-- start --

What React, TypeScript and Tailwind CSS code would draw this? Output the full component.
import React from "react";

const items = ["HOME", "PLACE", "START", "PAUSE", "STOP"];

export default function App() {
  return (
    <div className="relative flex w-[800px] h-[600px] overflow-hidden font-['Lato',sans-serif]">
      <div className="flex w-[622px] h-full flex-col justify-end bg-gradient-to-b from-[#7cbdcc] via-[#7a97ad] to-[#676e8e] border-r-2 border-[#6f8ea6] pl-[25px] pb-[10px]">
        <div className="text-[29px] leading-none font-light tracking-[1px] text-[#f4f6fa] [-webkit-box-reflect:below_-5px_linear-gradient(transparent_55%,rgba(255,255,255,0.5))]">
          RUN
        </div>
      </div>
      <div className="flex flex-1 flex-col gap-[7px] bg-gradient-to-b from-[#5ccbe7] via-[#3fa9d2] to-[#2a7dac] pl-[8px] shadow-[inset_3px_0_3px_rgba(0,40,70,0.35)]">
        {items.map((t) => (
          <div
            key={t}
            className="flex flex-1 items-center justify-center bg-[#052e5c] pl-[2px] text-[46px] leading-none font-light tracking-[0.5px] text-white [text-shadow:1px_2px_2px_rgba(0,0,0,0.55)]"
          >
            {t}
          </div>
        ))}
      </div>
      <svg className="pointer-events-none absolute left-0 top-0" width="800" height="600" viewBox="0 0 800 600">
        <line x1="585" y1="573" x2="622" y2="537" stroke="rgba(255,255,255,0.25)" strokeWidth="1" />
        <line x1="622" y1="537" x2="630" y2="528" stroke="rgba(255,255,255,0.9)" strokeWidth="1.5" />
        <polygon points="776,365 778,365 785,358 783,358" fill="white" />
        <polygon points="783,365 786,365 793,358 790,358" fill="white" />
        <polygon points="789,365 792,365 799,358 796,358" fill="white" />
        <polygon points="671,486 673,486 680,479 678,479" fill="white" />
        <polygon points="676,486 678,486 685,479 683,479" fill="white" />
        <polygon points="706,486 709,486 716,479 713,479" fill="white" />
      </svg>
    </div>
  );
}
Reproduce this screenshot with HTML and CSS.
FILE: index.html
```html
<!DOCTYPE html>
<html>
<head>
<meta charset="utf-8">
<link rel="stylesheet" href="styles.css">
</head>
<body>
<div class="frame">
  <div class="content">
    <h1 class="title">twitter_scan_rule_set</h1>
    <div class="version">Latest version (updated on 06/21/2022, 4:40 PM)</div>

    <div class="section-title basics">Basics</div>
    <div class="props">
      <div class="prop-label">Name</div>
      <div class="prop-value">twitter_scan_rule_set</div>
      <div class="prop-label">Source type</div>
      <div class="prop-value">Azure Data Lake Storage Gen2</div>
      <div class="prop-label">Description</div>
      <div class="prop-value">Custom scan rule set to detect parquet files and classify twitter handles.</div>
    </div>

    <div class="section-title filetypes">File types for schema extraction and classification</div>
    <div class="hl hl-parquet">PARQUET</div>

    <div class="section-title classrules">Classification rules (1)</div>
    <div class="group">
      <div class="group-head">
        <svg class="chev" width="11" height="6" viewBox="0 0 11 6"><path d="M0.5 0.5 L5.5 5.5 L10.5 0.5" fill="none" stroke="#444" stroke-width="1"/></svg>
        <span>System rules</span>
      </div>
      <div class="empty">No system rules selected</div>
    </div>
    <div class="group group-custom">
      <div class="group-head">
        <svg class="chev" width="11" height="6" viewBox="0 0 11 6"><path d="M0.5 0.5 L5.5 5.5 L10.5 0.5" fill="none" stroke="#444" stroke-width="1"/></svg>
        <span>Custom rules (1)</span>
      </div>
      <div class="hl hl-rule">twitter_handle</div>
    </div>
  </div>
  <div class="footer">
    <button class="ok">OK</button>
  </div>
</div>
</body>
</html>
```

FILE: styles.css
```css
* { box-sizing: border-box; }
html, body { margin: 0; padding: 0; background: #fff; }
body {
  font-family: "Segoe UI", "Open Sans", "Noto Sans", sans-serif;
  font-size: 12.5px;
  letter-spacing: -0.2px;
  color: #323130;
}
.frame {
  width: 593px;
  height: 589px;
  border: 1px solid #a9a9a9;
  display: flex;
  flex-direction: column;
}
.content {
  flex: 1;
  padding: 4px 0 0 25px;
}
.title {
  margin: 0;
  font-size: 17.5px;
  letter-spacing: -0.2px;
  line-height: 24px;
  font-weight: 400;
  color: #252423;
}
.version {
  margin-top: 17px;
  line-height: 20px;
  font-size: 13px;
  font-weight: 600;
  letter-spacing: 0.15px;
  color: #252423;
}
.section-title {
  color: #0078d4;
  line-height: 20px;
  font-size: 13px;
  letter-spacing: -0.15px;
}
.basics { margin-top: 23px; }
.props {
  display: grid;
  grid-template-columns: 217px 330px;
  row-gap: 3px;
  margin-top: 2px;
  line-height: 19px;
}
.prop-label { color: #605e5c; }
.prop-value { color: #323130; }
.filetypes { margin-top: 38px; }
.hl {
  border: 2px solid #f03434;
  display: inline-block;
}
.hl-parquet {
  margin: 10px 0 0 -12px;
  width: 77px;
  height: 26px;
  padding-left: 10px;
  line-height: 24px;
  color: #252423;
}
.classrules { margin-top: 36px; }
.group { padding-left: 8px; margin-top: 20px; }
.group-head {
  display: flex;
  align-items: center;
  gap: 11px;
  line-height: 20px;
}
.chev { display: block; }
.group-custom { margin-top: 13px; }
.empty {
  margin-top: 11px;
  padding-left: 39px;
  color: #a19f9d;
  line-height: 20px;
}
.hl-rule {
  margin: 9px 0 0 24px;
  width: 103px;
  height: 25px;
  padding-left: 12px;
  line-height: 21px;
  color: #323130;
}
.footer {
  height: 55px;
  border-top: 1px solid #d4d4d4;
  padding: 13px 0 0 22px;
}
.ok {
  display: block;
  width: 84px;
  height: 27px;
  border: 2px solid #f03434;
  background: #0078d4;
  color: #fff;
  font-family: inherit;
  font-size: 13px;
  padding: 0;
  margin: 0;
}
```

-- end --
-- start --

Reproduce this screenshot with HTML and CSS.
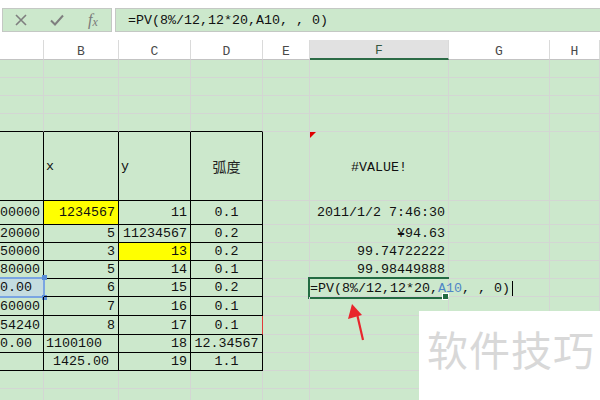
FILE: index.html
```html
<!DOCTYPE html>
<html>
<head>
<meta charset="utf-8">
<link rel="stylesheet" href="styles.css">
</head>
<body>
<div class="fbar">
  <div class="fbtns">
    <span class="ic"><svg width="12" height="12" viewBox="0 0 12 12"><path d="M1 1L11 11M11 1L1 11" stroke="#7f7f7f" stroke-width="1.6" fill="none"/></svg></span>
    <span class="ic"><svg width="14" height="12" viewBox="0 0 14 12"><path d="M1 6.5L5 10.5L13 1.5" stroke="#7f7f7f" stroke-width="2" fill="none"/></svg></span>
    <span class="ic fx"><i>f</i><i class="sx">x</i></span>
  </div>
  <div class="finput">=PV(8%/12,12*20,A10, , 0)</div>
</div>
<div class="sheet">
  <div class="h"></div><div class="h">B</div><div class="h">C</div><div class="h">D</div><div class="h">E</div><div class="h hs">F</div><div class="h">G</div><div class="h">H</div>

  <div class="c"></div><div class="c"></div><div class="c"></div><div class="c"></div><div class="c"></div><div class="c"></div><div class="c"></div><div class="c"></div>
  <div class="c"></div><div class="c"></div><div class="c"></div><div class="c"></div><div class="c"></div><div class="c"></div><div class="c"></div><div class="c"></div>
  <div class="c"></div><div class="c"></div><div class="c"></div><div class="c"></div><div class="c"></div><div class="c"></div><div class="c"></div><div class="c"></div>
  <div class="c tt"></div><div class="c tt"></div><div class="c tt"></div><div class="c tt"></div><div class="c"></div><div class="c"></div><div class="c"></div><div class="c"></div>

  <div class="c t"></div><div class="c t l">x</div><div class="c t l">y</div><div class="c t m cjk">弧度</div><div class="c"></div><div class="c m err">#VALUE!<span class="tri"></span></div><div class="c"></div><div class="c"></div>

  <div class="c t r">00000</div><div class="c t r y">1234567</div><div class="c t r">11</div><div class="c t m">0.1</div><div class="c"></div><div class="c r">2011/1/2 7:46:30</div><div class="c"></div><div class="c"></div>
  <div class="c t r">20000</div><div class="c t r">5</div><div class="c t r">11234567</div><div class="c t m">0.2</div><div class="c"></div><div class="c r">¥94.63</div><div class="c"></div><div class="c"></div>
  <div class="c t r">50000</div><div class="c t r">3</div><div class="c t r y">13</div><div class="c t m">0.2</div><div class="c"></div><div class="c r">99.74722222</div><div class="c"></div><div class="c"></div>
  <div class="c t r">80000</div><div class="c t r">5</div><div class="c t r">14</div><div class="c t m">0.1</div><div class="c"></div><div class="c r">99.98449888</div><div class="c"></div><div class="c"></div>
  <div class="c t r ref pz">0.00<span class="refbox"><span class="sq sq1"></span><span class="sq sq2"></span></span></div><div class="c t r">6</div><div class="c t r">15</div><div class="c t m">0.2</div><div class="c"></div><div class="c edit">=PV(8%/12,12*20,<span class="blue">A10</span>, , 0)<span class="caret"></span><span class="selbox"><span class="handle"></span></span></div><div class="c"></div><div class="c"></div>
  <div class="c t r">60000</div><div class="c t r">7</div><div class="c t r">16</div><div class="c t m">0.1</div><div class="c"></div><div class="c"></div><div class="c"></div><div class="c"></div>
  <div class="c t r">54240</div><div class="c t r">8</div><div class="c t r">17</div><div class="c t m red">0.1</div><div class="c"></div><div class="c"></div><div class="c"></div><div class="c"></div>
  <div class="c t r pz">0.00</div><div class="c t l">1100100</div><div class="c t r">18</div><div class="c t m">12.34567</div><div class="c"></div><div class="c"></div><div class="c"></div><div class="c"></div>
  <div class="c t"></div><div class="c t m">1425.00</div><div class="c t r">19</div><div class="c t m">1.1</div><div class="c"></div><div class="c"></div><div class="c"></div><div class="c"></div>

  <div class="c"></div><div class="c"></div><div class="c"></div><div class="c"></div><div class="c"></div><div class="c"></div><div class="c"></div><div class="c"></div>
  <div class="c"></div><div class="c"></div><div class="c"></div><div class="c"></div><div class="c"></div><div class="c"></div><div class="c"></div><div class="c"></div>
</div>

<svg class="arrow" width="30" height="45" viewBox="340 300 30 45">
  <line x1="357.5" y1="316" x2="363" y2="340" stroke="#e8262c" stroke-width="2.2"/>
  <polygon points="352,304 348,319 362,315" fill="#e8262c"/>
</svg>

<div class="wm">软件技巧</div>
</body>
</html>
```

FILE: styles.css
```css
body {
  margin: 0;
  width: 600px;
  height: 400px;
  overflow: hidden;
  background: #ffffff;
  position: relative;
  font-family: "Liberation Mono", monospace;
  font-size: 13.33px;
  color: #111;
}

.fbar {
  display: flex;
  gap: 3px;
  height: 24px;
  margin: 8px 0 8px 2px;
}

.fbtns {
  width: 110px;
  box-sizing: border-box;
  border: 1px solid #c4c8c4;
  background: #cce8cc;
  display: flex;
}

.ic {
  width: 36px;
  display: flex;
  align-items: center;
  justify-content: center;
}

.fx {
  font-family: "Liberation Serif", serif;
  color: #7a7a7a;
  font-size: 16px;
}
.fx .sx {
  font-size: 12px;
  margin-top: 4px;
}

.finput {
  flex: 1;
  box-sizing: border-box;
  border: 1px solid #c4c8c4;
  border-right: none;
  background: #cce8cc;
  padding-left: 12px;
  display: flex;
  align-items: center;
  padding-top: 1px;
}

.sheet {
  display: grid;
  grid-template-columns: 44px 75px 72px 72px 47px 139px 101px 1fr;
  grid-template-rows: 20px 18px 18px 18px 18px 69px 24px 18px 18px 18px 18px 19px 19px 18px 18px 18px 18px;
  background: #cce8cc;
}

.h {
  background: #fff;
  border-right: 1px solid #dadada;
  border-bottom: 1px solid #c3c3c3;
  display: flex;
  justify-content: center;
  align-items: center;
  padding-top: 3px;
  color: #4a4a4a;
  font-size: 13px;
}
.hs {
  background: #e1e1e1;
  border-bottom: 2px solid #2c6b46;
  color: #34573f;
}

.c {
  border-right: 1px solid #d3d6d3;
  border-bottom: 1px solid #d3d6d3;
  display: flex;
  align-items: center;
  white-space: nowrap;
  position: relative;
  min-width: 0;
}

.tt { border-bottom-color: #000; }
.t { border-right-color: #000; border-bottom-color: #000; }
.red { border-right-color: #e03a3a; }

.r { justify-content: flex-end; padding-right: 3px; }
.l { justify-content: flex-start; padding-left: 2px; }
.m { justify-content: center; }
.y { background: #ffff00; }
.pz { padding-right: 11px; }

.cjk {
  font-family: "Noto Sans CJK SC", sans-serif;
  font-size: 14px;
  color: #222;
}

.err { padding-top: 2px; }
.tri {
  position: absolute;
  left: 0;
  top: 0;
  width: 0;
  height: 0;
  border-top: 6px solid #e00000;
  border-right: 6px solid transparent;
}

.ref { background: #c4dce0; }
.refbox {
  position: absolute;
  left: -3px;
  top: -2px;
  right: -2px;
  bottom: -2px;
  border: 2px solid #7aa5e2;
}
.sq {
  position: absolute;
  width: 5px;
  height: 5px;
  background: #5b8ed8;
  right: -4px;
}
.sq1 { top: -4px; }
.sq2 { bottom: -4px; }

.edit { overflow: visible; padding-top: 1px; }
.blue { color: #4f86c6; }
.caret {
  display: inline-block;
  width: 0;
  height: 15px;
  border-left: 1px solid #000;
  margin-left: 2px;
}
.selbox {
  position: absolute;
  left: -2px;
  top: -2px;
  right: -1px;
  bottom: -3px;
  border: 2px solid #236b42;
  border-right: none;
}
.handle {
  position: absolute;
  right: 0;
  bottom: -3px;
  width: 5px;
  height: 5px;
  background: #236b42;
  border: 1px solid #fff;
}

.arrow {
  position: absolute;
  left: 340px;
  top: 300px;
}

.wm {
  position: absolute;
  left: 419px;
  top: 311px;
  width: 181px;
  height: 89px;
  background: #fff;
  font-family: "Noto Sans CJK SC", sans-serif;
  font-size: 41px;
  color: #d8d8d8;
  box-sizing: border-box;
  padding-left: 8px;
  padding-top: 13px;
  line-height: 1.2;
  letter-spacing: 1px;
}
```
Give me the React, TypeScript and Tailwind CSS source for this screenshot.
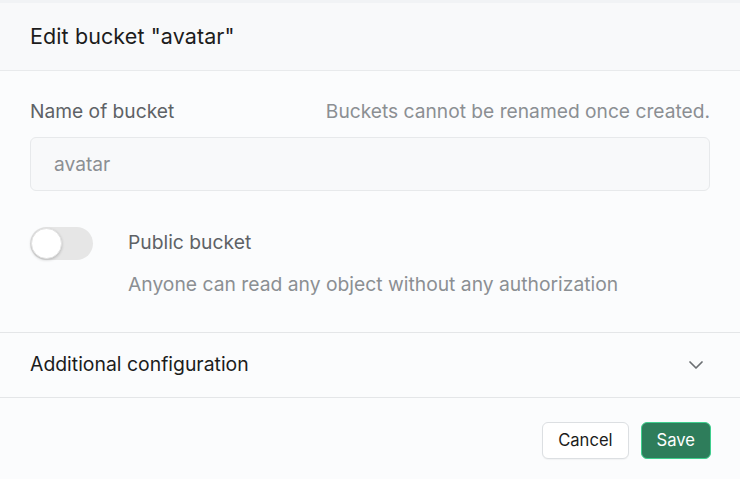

-- end --
-- start --

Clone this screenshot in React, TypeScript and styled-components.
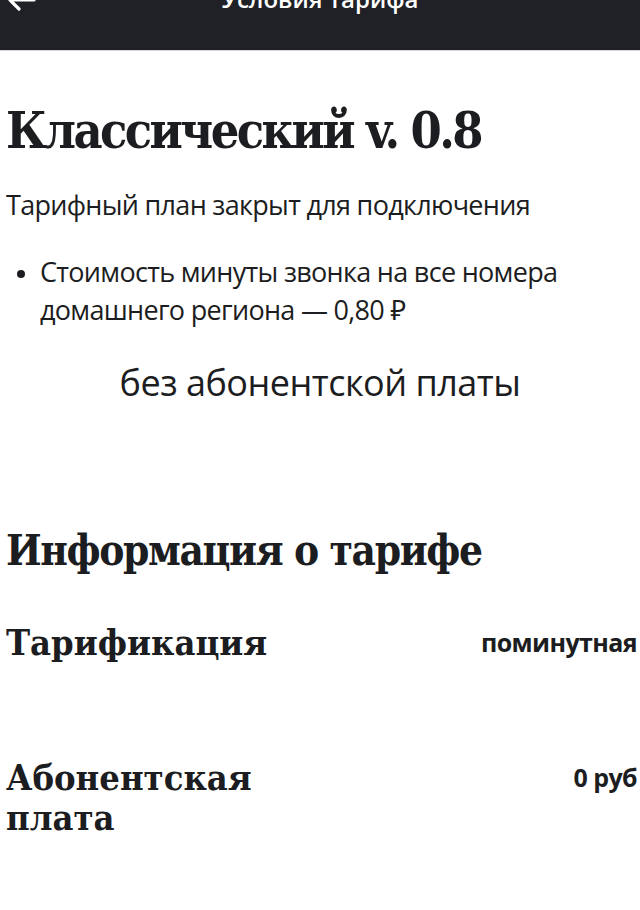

-- end --

GIVEN TASK: Check each line of the records for the word "Tailwind", and show the lines that contain it.

CORRECT OUTPUT:
What React, TypeScript and Tailwind CSS code would draw this? Output the full component.
Give me the React, TypeScript and Tailwind CSS source for this screenshot.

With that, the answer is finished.